Your pharmacy benefit manager is charging you $800 for a drug. They're paying the pharmacy $200 for it. They're keeping the $600 difference. It's called spread pricing. It's legal. It's in your contract. And most employers have no idea it's happening.
How It Works
PBMs sit between your health plan and the pharmacy. They negotiate what they pay pharmacies for drugs. They separately negotiate what they charge you. The spread between those two numbers is profit — and in traditional PBM contracts, there's no requirement to disclose it, pass it through, or explain it.
You can't audit it. You can't see it in your reporting. You're just paying it.
Why It's Still Legal
The FTC has called this out. Several states have moved to ban spread pricing for Medicaid plans. The commercial employer market hasn't caught up yet — which means if you're self-funded and on a traditional PBM contract, you're almost certainly subsidizing this model right now.
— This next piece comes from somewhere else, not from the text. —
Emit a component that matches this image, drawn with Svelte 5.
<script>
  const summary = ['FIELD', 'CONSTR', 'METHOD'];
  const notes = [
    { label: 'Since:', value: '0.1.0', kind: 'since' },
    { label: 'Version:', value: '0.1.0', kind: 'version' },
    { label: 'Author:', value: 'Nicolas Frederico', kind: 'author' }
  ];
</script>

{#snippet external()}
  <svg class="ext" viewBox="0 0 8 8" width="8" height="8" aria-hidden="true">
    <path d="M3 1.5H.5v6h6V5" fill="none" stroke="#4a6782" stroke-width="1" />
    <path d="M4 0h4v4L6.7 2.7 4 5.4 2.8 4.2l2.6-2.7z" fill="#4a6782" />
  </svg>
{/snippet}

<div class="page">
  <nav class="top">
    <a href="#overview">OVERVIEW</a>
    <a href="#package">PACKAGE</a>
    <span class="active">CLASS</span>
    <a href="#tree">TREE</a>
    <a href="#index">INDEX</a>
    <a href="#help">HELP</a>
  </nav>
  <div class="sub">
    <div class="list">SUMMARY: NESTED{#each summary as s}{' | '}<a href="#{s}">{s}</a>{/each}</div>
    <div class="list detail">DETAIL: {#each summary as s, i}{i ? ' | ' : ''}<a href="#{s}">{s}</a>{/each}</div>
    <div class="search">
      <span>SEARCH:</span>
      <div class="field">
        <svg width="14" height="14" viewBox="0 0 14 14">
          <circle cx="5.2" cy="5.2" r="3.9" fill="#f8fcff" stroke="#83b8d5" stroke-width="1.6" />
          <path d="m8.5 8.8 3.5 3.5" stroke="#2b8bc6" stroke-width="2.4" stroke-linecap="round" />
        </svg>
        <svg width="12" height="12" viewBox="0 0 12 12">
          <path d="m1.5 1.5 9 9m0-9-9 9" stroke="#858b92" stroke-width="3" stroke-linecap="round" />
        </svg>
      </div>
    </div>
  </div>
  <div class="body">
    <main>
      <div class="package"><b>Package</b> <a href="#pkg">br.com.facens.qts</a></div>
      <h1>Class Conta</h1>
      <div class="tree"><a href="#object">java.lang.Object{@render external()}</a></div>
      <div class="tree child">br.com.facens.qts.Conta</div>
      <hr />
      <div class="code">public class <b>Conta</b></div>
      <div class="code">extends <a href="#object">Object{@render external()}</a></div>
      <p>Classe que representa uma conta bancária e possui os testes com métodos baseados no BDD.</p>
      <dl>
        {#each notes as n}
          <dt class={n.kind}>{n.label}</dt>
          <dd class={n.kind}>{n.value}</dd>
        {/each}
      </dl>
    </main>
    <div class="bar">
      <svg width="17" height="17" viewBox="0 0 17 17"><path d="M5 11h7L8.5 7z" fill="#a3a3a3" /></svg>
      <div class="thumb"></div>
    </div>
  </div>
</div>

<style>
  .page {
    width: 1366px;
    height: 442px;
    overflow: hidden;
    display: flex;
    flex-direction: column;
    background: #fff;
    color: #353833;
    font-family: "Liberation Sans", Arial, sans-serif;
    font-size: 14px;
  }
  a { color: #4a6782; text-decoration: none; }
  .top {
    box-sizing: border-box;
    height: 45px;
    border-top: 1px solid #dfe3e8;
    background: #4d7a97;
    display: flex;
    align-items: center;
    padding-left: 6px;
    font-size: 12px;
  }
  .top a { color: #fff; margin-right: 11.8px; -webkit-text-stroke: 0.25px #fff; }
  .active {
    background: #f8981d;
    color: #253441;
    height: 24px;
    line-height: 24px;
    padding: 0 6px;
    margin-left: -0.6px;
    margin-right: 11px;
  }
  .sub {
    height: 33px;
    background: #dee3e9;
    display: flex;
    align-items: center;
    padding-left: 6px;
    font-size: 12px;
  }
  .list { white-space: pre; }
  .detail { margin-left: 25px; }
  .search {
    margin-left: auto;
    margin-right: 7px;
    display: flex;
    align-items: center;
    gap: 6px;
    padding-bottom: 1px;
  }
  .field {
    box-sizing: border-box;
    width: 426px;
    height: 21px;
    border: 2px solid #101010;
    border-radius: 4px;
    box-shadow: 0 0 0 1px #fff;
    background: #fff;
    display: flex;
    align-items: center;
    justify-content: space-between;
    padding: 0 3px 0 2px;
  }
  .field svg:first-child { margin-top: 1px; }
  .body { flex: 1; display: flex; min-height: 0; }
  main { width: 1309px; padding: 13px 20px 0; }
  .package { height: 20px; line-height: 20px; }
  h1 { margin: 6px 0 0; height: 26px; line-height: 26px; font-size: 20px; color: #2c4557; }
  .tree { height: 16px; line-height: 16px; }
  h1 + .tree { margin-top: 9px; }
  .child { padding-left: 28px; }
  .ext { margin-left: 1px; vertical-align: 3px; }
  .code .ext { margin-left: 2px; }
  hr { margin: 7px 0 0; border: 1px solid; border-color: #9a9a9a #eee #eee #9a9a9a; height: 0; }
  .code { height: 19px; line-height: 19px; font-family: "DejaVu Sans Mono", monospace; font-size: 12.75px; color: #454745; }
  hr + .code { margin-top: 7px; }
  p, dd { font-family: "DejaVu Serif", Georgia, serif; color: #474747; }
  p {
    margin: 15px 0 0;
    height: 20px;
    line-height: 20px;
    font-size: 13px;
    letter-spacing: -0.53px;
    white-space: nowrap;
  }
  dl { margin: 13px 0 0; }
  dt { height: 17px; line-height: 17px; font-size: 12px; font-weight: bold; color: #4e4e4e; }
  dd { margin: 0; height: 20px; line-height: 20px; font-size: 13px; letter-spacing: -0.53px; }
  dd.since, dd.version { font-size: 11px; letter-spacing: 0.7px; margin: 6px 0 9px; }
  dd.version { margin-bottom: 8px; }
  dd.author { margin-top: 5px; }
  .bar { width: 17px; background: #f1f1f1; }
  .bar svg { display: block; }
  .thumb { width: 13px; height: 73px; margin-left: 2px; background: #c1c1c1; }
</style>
"You can't audit it. You can't see it in your reporting. You're just paying it."
The Fix Is Structural, Not Negotiated
You don't fix spread pricing by asking nicely for a better deal. You fix it by changing the contract type entirely. You need a pass-through PBM contract — one where:
- The PBM charges a flat, disclosed administrative fee.
- 100% of drug costs and rebates pass directly to you.
- What the pharmacy gets paid is what you get charged. No spread.
- You have full audit rights on ingredient costs.
No black box. No mystery markup. No surprise spread on your top-50 spend drugs.
Does your PBM contract include audit rights on ingredient costs and spread?
If the answer is anything other than a clean "yes" — you're on the hook for a number you can't see.